厚労省が修正 実質賃金は4月も増えていなかった 6月初旬の大々的報道は何だったのか? 実際は24か月連続マイナスだった…

  6月初旬、大手新聞は厚生労働省の毎月勤労統計調査の発表を受けて、4月に物価の変動を差し引いた実質賃金が初めて+に転じた、と大々的に報じた。プラス幅は昨年同月比でわずか0.1%だったが、それまで連続マイナスだったために、いよいよアベノミクスの成果が出始めたというリードの記事だった。ところが、ここに来て、厚労省が統計結果を修正したことがわかり、4月の実質賃金もマイナスで、結局実質賃金は24か月連続でマイナスだったことが明らかになった。この2年間、物価上昇を計算に入れたら労働者の給料は下がっていたのだ。 
 
  6月、実質賃金プラス報道でマスメディアが大きくわいていた頃、そのほぼ同時期に内閣府は昨年1月〜3月と今年1月〜3月の勤労者の実質の報酬を比較して、マイナス0.5%と発表していた。少なくとも内閣府は3月末までは実質賃金は前年同期比でマイナスだったと発表していたのである。 
 
  厚生労働省によると、1月から3月までマイナスだった実質賃金が4月になって急激なカーブを描いて上昇していたのだが、この急上昇の理由を朝日新聞は4月は物価上昇幅が少なかったと報じていた。それまでと同様の物価上昇トレンドであれば実質賃金がプラスだったとは思えない、という含みがそこには込められていた気がする。 
 
  実際、日本経済がそれだけ急激に構造変化したとは思い難い。アベノミクスの最大の課題である「第三の矢」が不発だからだ。しかし、このところ、最大の懸案事項である安保法制で与野党が攻防している最中、実質賃金プラス報道は安倍政権にとって大きな追い風になるはずだった。経済の活況が安倍政権を浮上させた理由だったからだ。
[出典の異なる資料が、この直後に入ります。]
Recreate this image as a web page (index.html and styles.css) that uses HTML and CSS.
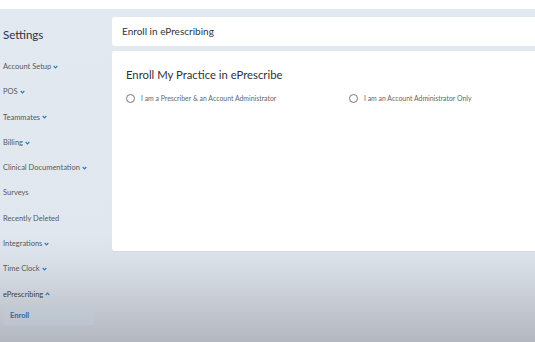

そして、マスメディアはこの重要な時期に、好景気と就職率の好転を大きな見出しとともに報じた。 
 
  もちろん、日本経済が本当によくなっているのであれば素晴らしいことだ。それをメディアが讃えるのは当然である。しかし、庶民の感覚からすれば物価は上がる一途で、消費税の影響が1年経って無くなったなどとはとんでもないことなのである。 
 
  今回、4月の実質賃金のデータが修正されたいきさつについて日経新聞は次のように報じている。速報値と確報値とあるということのようだ。 
 
  「確報値では正社員に比べ収入が少ないパート労働者の比率が高まる傾向にあり、速報値から下方修正した。ただ、減少率は3月(2.7%減)から大きく縮小した。」(日経新聞) 
 
  その実感を示すように、6月初旬の速報値から実質賃金が下方修正された理由は正社員ではないパート労働者の賃金が確報値に反映されたということなのである。パート労働者の賃金実態が反映された結果、実質賃金はマイナスだったことが判明したのだ。日経新聞は減少率が3月から大きく減ったと報じているものの、実質賃金が24か月連続でマイナスだった事実は大きい。しかも、4月の実質賃金の減少率が少なかった背景には4月の物価上昇率がそれまでよりなぜか低かったことにあるようなのだが、円安の進行と原油価格の反転上昇によってこれから食品や日用品が次々と値上がりしていくと報道されている。 
 
  思い返すと、マスメディアは今月は主要百社にアンケートして「景気は上がっている」という声を大きな紙面を割いて報じていたが、好調なのは円安でメリットを受ける外国に輸出している企業や一部上場企業が大半だろう。その声もまた、庶民の実感と異なるもので、日本の多くのパート労働者たちはこれらの企業の景気がよくなったからと言って、その収益がしずくのように津々浦々までしたたり落ちて自分もまた豊かになるとは思っていないのではあるまいか。